I will update with any progress along the way, in case others ever have this.

I have had these goldfish for 7 years, I feel so bad in my heart for this eye problem.


----------



## SteveC (Apr 25, 2013)

Good Luck and keep us posted.


----------



## BrianBFishboy (Apr 13, 2014)

I am sad beyond words. Both my beautiful giant gold fish are dead. It had nothing to do with the eye issue. The white patch never went away even after treatments, but the gold fished happily thrived well.

But today, after cleaning the 50 gallon tank and filter etc., after adding Prime treated fresh water, bot my fish turned into a bent position and died almost in 5 minutes as I paniced.
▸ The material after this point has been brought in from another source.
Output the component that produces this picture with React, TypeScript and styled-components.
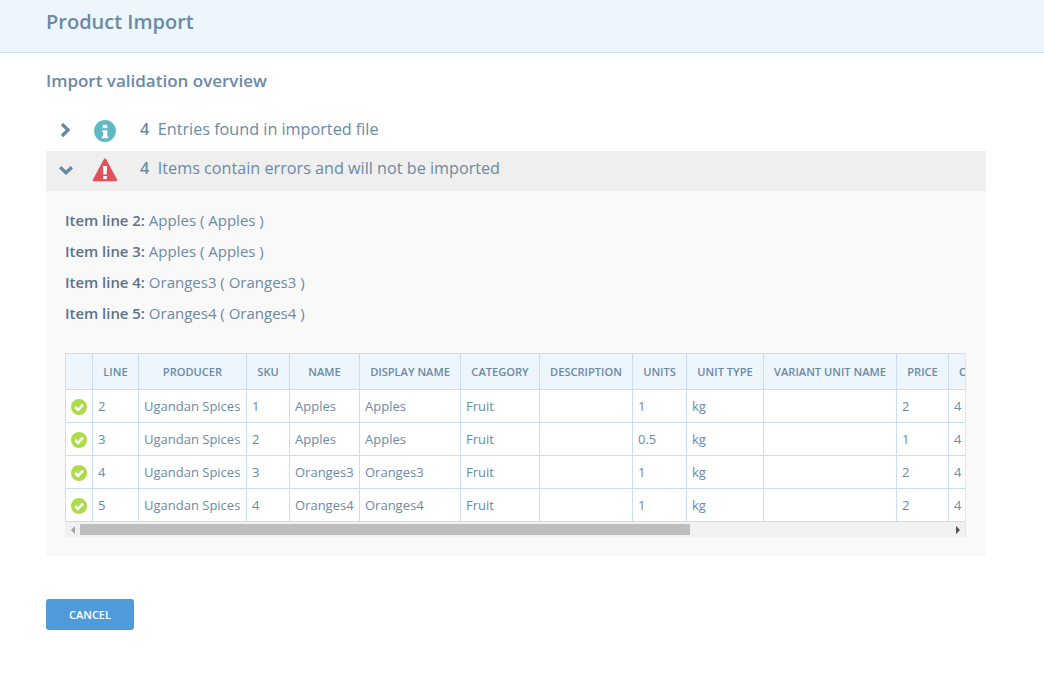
import React from "react";
import styled, { createGlobalStyle } from "styled-components";

const GlobalStyle = createGlobalStyle`
  html, body {
    margin: 0;
    padding: 0;
    background: #fff;
    font-family: "Open Sans", "Liberation Sans", sans-serif;
    color: #6b8aa5;
  }
  * { box-sizing: border-box; }
`;

const columns = [
  { key: "line", label: "LINE", width: 46 },
  { key: "producer", label: "PRODUCER", width: 108 },
  { key: "sku", label: "SKU", width: 43 },
  { key: "name", label: "NAME", width: 70 },
  { key: "display", label: "DISPLAY NAME", width: 101 },
  { key: "category", label: "CATEGORY", width: 79 },
  { key: "description", label: "DESCRIPTION", width: 93 },
  { key: "units", label: "UNITS", width: 54 },
  { key: "unitType", label: "UNIT TYPE", width: 77 },
  { key: "variant", label: "VARIANT UNIT NAME", width: 133 },
  { key: "price", label: "PRICE", width: 52 },
  { key: "on_hand", label: "ON HAND", width: 74 },
];

const rows = [
  { line: "2", producer: "Ugandan Spices", sku: "1", name: "Apples", display: "Apples", category: "Fruit", description: "", units: "1", unitType: "kg", variant: "", price: "2", on_hand: "4" },
  { line: "3", producer: "Ugandan Spices", sku: "2", name: "Apples", display: "Apples", category: "Fruit", description: "", units: "0.5", unitType: "kg", variant: "", price: "1", on_hand: "4" },
  { line: "4", producer: "Ugandan Spices", sku: "3", name: "Oranges3", display: "Oranges3", category: "Fruit", description: "", units: "1", unitType: "kg", variant: "", price: "2", on_hand: "4" },
  { line: "5", producer: "Ugandan Spices", sku: "4", name: "Oranges4", display: "Oranges4", category: "Fruit", description: "", units: "1", unitType: "kg", variant: "", price: "2", on_hand: "4" },
];

const errors = [
  { line: 2, name: "Apples" },
  { line: 3, name: "Apples" },
  { line: 4, name: "Oranges3" },
  { line: 5, name: "Oranges4" },
];

const Chevron = ({ open }: { open?: boolean }) => (
  <svg width="16" height="16" viewBox="0 0 16 16">
    <path
      d={open ? "M2.200 5.300 L8 10.800 L13.800 5.300" : "M4 1 L10 7 L4 13"}
      fill="none"
      stroke="#6488a8"
      strokeWidth="3.300"
    />
  </svg>
);

const InfoIcon = () => (
  <svg width="26" height="24" viewBox="0 0 26 24">
    <circle cx="13" cy="12" r="10.900" fill="#60b8c4" />
    <rect x="10.700" y="5.800" width="4.600" height="3.500" rx="0.600" fill="#fff" />
    <path d="M10 11.200 H15.300 V17.500 H16.300 V19.200 H9.700 V17.500 H11 V13 H10 Z" fill="#fff" />
  </svg>
);

const WarningIcon = () => (
  <svg width="26" height="24" viewBox="0 0 26 24">
    <path
      d="M13 0.500 Q13.800 0.500 14.300 1.400 L25.200 21.800 Q25.800 23.300 24.300 23.300 L1.700 23.300 Q0.200 23.300 0.800 21.800 L11.700 1.400 Q12.200 0.500 13 0.500 Z"
      fill="#e2515a"
    />
    <path d="M10.900 8 H15.100 L14.600 16.500 H11.400 Z" fill="#fff" />
    <rect x="11.200" y="18" width="3.600" height="3.100" fill="#fff" />
  </svg>
);

const CheckIcon = () => (
  <svg width="16" height="16" viewBox="0 0 16 16">
    <circle cx="8" cy="8" r="8" fill="#aedb4a" />
    <path d="M4.200 8 L7 10.800 L12 5.600" fill="none" stroke="#fff" strokeWidth="2.600" />
  </svg>
);

const ArrowLeft = () => (
  <svg width="6" height="8" viewBox="0 0 6 8">
    <path d="M5 0 L1 4 L5 8 Z" fill="#a3a3a3" />
  </svg>
);

const ArrowRight = () => (
  <svg width="6" height="8" viewBox="0 0 6 8">
    <path d="M1 0 L5 4 L1 8 Z" fill="#505050" />
  </svg>
);

export default function App() {
  return (
    <>
      <GlobalStyle />
      <Header>
        <PageTitle>Product Import</PageTitle>
      </Header>
      <Main>
        <Overview>Import validation overview</Overview>
        <SummaryRow>
          <ChevronSlot><Chevron /></ChevronSlot>
          <IconSlot><InfoIcon /></IconSlot>
          <Count>4</Count>
          <SummaryText>Entries found in imported file</SummaryText>
        </SummaryRow>
        <SummaryRow $open>
          <ChevronSlot><Chevron open /></ChevronSlot>
          <IconSlot><WarningIcon /></IconSlot>
          <Count>4</Count>
          <SummaryText>Items contain errors and will not be imported</SummaryText>
        </SummaryRow>
        <Details>
          <ErrorList>
            {errors.map((e) => (
              <ErrorItem key={e.line}>
                <strong>Item line {e.line}:</strong> {e.name} ( {e.name} )
              </ErrorItem>
            ))}
          </ErrorList>
          <TableFrame>
            <TableClip>
              <Table>
                <colgroup>
                  <col style={{ width: 27 }} />
                  {columns.map((c) => (
                    <col key={c.key} style={{ width: c.width }} />
                  ))}
                </colgroup>
                <thead>
                  <tr>
                    <HeadCell />
                    {columns.map((c) => (
                      <HeadCell key={c.key}>{c.label}</HeadCell>
                    ))}
                  </tr>
                </thead>
                <tbody>
                  {rows.map((r) => (
                    <tr key={r.line}>
                      <StatusCell><CheckIcon /></StatusCell>
                      {columns.map((c) => (
                        <BodyCell key={c.key}>{r[c.key as keyof typeof r]}</BodyCell>
                      ))}
                    </tr>
                  ))}
                </tbody>
              </Table>
            </TableClip>
            <ScrollBar>
              <ScrollButton><ArrowLeft /></ScrollButton>
              <ScrollTrack><ScrollThumb /></ScrollTrack>
              <ScrollButton><ArrowRight /></ScrollButton>
            </ScrollBar>
          </TableFrame>
        </Details>
        <Actions>
          <CancelButton>CANCEL</CancelButton>
        </Actions>
      </Main>
    </>
  );
}

const Header = styled.header`
  height: 53px;
  background: #edf5fd;
  border-bottom: 1px solid #cfe2f2;
  padding: 8px 46px 0;
`;

const PageTitle = styled.h1`
  margin: 0;
  font-size: 20px;
  line-height: 27px;
  font-weight: 600;
  color: #6b8aa5;
`;

const Main = styled.main`
  padding: 17px 58px 0 46px;
`;

const Overview = styled.h2`
  margin: 0 0 19px;
  font-size: 17px;
  line-height: 22px;
  font-weight: 600;
  color: #6b8aa5;
`;

const SummaryRow = styled.div<{ $open?: boolean }>`
  height: 40px;
  padding-bottom: ${(p) => (p.$open ? "6px" : "4px")};
  display: flex;
  align-items: center;
  background: ${(p) => (p.$open ? "#efefef" : "transparent")};
`;

const ChevronSlot = styled.span`
  width: 40px;
  margin-top: 3px;
  padding-left: 12px;
  display: flex;
`;

const IconSlot = styled.span`
  width: 54px;
  margin-top: 3px;
  padding-left: 6px;
  display: flex;
`;

const Count = styled.span`
  font-size: 16.200px;
  font-weight: 600;
  color: #6b8aa5;
  margin-right: 8.500px;
`;

const SummaryText = styled.span`
  font-size: 16.200px;
  color: #6b8aa5;
`;

const Details = styled.section`
  height: 365px;
  background: #f9f9f9;
  padding: 14px 20px 0 19px;
`;

const ErrorList = styled.div`
  margin-bottom: 24px;
`;

const ErrorItem = styled.p`
  margin: 0;
  font-size: 15px;
  line-height: 31px;
  color: #6b8aa5;
  strong { font-size: 14.900px; font-weight: 600; color: #5c7289; }
`;

const TableFrame = styled.div`
  width: 901px;
  background: #fff;
  border-right: 1px solid #d8e8ec;
`;

const TableClip = styled.div`
  overflow: hidden;
`;

const Table = styled.table`
  border-collapse: collapse;
  table-layout: fixed;
  width: 957px;
`;

const HeadCell = styled.th`
  height: 36px;
  padding: 0;
  background: #edf5fd;
  border: 1px solid #c9def2;
  font-size: 11.100px;
  font-weight: 600;
  color: #6b8aa5;
  text-align: center;
  white-space: nowrap;
  overflow: hidden;
`;

const StatusCell = styled.td`
  height: 33px;
  padding: 1px 0 0 5px;
  border: 1px solid #c9def2;
  line-height: 0;
`;

const BodyCell = styled.td`
  height: 33px;
  padding: 0 5px;
  border: 1px solid #c9def2;
  font-size: 13px;
  white-space: nowrap;
  overflow: hidden;
  color: #6b8aa5;
`;

const ScrollBar = styled.div`
  height: 15px;
  display: flex;
  background: #f1f1f1;
`;

const ScrollButton = styled.span`
  width: 15px;
  display: flex;
  align-items: center;
  justify-content: center;
`;

const ScrollTrack = styled.div`
  flex: 1;
  padding: 2px 0;
`;

const ScrollThumb = styled.div`
  width: 610px;
  height: 11px;
  background: #bebebe;
`;

const Actions = styled.div`
  padding-top: 43px;
`;

const CancelButton = styled.button`
  width: 88px;
  height: 31px;
  border: none;
  border-radius: 3px;
  background: #4f9ad8;
  color: #fff;
  font-family: inherit;
  font-size: 11px;
  font-weight: 600;
`;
It was not nitrate poisoning which can cause the bend shape, there is no doubt it was chlorine poisoning - I must have not added enough Prime for the 50 gallons, or for some reason (perhaps due to the water shortage here in this part of California?) the water must have had double the chloride not sure. I tested the pH, Nitrate, Nitrite, Ammonium, all were normal except the pH was 8.2 (high).

I did not test the chloridated state.

Never, never do this mistake. These huge gold fish were 6 years old and stunningly beautiful and they were deep partners with each other. I am devastated.

I am going out to buy a flower plant and bury them under it. My daughter is of course upset with me to say the least.

Very sad day.


----------



## Angelinawad (Mar 23, 2014)

Omg I am so sorry! I really feel for you. Losses are so hard, especially if they were with you for quite awhile.


----------



## TheOldSalt (Jan 28, 2005)

Here's a trick you can use: get a bunch of 5-gallon buckets and store water in them. Making a large water change is dangerous with water that is too new and "raw." Let it breathe.


----------